Find the lines holding the string "components" in the data, then copy all of them.

** START OF Provided data **

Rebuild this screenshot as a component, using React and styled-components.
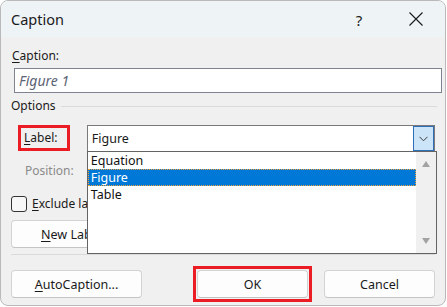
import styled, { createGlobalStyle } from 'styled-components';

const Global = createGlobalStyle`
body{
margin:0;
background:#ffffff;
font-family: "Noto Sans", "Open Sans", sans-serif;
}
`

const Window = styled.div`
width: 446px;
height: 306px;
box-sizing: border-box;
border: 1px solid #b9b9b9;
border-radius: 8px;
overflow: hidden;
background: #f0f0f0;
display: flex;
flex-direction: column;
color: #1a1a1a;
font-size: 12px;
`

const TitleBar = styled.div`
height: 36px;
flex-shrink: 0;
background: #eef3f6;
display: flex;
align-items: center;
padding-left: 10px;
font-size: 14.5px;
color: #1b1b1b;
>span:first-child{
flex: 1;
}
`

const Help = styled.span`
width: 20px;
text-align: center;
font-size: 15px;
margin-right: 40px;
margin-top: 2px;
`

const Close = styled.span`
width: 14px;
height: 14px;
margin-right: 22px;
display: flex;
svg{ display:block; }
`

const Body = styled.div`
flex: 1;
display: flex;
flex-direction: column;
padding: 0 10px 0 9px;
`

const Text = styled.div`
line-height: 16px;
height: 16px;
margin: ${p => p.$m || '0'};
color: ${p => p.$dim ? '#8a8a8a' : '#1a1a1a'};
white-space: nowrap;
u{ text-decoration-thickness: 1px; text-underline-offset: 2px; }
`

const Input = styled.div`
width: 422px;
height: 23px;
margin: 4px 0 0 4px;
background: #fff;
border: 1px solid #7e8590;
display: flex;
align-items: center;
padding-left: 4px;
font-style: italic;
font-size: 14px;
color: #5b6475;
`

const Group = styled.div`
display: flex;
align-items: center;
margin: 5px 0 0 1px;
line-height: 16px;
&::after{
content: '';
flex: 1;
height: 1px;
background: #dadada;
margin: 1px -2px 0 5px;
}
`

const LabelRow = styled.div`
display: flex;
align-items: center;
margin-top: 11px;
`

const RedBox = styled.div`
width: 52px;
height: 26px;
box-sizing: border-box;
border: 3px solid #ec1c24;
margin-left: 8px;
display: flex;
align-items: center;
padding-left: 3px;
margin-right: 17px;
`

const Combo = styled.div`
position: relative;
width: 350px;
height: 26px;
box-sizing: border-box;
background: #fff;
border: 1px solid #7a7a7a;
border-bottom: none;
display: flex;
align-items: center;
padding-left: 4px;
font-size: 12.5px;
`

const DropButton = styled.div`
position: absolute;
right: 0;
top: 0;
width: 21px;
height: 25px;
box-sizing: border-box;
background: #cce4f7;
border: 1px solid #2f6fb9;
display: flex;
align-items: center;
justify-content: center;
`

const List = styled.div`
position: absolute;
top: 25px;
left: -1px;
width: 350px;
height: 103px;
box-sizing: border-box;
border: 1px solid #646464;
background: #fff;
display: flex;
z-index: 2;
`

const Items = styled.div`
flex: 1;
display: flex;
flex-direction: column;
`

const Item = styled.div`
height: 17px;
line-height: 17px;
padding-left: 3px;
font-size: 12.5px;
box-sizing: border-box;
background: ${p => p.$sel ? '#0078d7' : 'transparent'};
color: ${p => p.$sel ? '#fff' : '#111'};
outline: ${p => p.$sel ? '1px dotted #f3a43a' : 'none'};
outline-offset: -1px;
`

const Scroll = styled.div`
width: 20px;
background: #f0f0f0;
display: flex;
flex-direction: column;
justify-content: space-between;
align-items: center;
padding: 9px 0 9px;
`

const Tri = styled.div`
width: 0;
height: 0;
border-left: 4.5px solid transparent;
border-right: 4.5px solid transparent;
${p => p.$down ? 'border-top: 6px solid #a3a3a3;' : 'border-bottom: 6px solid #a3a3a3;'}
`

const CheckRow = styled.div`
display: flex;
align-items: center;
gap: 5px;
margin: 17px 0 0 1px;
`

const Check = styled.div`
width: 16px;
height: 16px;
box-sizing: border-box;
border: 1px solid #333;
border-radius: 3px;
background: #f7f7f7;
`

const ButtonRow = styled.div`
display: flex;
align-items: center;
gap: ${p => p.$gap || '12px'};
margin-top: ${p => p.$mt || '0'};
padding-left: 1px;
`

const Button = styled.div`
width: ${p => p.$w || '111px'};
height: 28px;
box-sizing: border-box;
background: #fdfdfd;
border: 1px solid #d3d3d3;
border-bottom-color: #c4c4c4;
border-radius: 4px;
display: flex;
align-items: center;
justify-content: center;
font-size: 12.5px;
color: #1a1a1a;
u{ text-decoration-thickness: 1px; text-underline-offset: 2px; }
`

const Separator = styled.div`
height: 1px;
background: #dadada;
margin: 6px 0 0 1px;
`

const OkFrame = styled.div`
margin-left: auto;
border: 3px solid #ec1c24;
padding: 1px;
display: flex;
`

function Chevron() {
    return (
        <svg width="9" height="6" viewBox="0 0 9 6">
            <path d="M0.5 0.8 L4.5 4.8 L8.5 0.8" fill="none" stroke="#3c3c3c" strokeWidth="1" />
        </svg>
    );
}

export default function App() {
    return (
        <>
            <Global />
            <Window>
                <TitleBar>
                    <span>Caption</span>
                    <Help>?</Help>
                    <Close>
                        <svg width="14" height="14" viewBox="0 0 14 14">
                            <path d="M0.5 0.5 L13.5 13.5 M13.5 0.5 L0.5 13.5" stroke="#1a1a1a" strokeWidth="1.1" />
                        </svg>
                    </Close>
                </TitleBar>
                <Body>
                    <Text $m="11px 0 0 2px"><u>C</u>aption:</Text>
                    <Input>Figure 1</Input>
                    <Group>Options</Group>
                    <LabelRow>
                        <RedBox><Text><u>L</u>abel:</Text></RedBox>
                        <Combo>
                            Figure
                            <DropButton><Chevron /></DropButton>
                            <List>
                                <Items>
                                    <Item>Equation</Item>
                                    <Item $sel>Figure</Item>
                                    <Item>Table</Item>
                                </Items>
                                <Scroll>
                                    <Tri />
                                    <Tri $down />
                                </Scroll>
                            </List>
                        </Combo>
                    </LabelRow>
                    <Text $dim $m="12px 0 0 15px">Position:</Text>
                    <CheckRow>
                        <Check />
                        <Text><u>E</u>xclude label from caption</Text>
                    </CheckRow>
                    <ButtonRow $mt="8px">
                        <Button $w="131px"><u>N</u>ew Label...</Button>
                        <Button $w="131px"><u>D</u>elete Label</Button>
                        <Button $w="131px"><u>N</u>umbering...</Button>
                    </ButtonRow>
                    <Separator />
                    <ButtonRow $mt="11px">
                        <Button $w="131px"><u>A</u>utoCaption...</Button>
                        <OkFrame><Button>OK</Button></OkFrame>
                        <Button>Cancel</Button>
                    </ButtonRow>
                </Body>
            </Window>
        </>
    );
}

** END OF Provided data **

Full response:
Rebuild this screenshot as a component, using React and styled-components.
import styled, { createGlobalStyle } from 'styled-components';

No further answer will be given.